• Problem details: Return the number of lines that include the string "components", without any other text.
----- Data shown
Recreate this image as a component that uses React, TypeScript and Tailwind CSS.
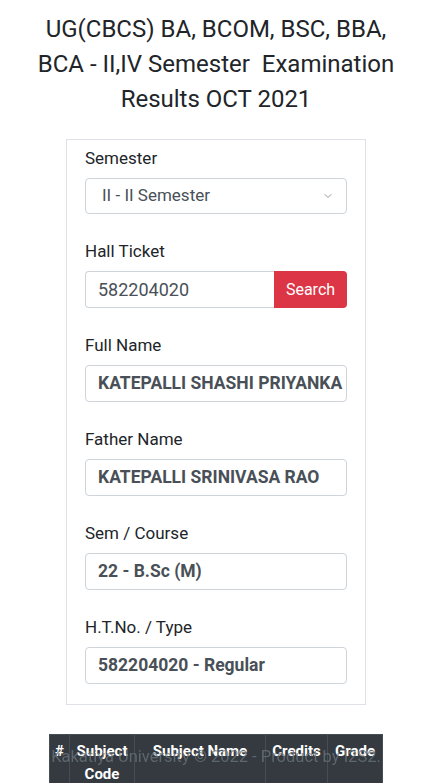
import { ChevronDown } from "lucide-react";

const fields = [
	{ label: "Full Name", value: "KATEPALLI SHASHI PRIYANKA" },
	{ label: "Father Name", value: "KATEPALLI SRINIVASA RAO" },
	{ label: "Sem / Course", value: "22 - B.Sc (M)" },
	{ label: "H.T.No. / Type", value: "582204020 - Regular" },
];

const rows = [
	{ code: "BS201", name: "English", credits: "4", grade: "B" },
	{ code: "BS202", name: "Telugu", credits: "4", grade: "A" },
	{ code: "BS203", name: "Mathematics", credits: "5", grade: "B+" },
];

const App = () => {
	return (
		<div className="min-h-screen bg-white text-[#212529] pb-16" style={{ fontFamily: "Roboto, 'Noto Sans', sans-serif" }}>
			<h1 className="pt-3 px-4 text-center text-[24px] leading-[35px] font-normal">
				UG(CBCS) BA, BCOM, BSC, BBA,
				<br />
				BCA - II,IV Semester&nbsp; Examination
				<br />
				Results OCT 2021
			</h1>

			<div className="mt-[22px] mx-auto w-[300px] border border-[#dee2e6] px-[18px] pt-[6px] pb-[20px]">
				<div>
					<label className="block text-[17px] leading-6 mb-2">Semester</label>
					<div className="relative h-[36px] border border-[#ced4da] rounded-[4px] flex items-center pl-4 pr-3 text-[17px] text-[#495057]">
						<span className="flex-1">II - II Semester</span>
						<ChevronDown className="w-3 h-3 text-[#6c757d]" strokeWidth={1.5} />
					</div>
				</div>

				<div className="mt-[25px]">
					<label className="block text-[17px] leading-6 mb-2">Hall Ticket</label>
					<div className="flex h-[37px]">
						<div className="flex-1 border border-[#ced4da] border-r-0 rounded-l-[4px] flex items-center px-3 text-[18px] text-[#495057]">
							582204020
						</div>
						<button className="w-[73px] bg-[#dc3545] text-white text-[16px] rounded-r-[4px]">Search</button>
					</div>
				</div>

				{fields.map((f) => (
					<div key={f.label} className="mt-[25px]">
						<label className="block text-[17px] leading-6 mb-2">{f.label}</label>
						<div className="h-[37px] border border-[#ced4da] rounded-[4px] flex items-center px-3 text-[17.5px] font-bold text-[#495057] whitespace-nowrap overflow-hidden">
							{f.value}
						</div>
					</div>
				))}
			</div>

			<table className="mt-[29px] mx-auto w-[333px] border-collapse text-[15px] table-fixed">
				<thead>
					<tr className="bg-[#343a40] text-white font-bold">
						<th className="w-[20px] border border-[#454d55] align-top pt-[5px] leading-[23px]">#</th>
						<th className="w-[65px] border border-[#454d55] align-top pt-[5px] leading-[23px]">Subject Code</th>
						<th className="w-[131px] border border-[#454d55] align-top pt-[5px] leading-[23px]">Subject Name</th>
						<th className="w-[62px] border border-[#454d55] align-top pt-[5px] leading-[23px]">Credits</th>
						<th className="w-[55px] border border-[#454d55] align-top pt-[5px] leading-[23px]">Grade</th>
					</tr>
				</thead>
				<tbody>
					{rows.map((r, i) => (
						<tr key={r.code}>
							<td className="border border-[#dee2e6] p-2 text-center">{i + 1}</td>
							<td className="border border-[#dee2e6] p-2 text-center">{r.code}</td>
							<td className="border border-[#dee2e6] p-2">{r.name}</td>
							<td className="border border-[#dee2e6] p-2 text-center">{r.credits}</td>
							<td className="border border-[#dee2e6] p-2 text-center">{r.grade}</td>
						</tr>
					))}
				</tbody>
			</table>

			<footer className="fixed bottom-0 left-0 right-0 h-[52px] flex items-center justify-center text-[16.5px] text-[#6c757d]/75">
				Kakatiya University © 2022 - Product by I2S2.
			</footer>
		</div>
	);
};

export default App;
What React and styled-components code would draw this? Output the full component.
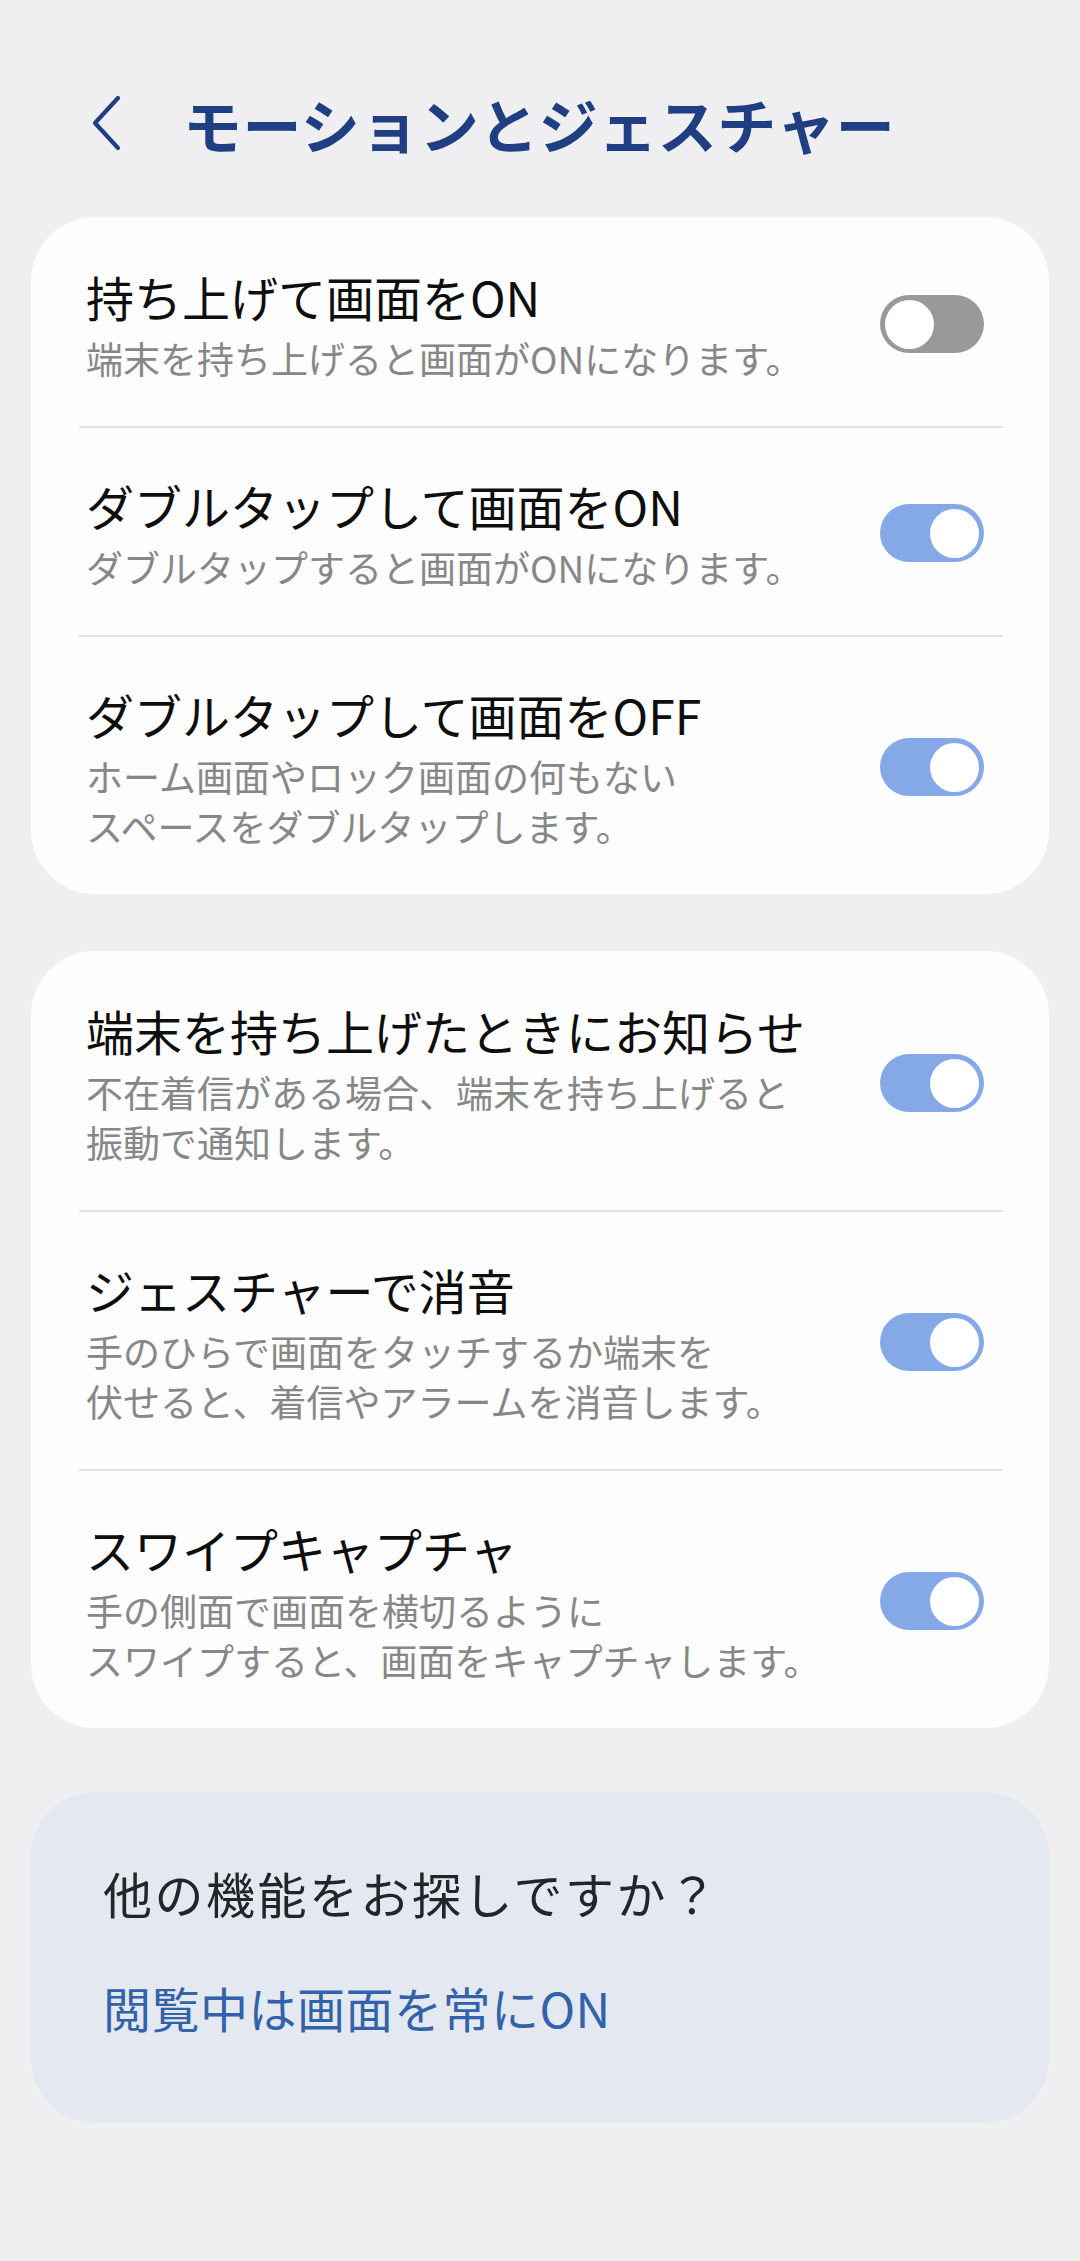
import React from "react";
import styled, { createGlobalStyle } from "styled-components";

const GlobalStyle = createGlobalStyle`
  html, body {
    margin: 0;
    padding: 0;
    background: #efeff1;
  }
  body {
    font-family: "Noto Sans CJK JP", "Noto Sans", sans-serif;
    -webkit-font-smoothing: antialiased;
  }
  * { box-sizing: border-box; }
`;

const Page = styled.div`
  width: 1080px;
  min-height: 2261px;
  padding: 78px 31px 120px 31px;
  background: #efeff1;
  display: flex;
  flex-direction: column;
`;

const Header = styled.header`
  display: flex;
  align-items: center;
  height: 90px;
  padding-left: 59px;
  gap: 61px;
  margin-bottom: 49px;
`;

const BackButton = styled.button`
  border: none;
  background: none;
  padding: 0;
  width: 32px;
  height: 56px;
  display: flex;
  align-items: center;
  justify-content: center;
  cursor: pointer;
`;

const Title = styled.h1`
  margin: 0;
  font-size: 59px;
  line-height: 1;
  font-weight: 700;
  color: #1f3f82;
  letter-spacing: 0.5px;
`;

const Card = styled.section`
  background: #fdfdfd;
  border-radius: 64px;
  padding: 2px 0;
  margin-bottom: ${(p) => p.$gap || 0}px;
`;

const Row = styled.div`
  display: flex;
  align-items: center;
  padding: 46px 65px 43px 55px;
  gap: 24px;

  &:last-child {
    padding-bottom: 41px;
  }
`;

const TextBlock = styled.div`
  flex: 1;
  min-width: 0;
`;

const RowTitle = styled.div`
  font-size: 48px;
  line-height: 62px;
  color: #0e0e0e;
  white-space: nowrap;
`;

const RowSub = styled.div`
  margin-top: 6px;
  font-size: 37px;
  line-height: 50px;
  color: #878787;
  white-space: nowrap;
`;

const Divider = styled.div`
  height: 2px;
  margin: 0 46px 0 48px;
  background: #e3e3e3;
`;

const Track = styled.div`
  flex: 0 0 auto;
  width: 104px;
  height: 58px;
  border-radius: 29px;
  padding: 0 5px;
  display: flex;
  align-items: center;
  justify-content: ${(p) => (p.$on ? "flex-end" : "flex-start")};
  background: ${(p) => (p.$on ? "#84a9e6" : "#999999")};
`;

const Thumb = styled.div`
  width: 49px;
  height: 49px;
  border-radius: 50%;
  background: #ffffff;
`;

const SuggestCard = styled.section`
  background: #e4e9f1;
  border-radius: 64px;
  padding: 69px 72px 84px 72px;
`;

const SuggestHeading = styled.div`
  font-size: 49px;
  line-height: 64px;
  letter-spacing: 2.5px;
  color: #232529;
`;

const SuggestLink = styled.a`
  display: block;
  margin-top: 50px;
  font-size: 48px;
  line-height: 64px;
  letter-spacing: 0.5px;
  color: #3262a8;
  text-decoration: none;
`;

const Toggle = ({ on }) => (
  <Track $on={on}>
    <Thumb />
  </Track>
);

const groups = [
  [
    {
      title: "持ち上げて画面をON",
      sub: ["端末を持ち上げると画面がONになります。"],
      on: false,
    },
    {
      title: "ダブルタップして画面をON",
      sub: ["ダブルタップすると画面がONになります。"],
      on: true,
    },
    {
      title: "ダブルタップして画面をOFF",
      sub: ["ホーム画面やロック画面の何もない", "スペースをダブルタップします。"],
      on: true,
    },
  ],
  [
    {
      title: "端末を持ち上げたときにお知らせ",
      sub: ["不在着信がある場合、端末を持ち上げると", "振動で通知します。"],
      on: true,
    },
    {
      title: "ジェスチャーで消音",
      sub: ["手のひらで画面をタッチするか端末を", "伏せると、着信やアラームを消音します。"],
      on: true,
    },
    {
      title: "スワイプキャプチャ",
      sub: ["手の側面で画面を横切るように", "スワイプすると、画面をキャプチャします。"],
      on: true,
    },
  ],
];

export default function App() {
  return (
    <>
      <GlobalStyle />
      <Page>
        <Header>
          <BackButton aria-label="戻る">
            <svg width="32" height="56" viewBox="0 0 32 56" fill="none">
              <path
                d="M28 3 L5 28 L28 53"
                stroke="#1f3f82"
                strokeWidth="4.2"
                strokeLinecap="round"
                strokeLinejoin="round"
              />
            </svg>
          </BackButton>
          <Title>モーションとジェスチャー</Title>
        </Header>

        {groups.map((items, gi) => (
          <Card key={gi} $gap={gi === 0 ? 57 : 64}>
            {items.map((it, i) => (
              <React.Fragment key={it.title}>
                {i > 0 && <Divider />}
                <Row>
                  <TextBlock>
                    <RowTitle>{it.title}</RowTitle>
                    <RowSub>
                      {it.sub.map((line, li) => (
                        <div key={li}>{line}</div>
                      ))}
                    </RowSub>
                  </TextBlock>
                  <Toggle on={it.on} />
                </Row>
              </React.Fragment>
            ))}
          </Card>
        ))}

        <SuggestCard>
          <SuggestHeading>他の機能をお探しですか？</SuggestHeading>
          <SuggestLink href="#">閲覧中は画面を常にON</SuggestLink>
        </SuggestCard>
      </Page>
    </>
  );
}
----------
• Answer to the exercise: 2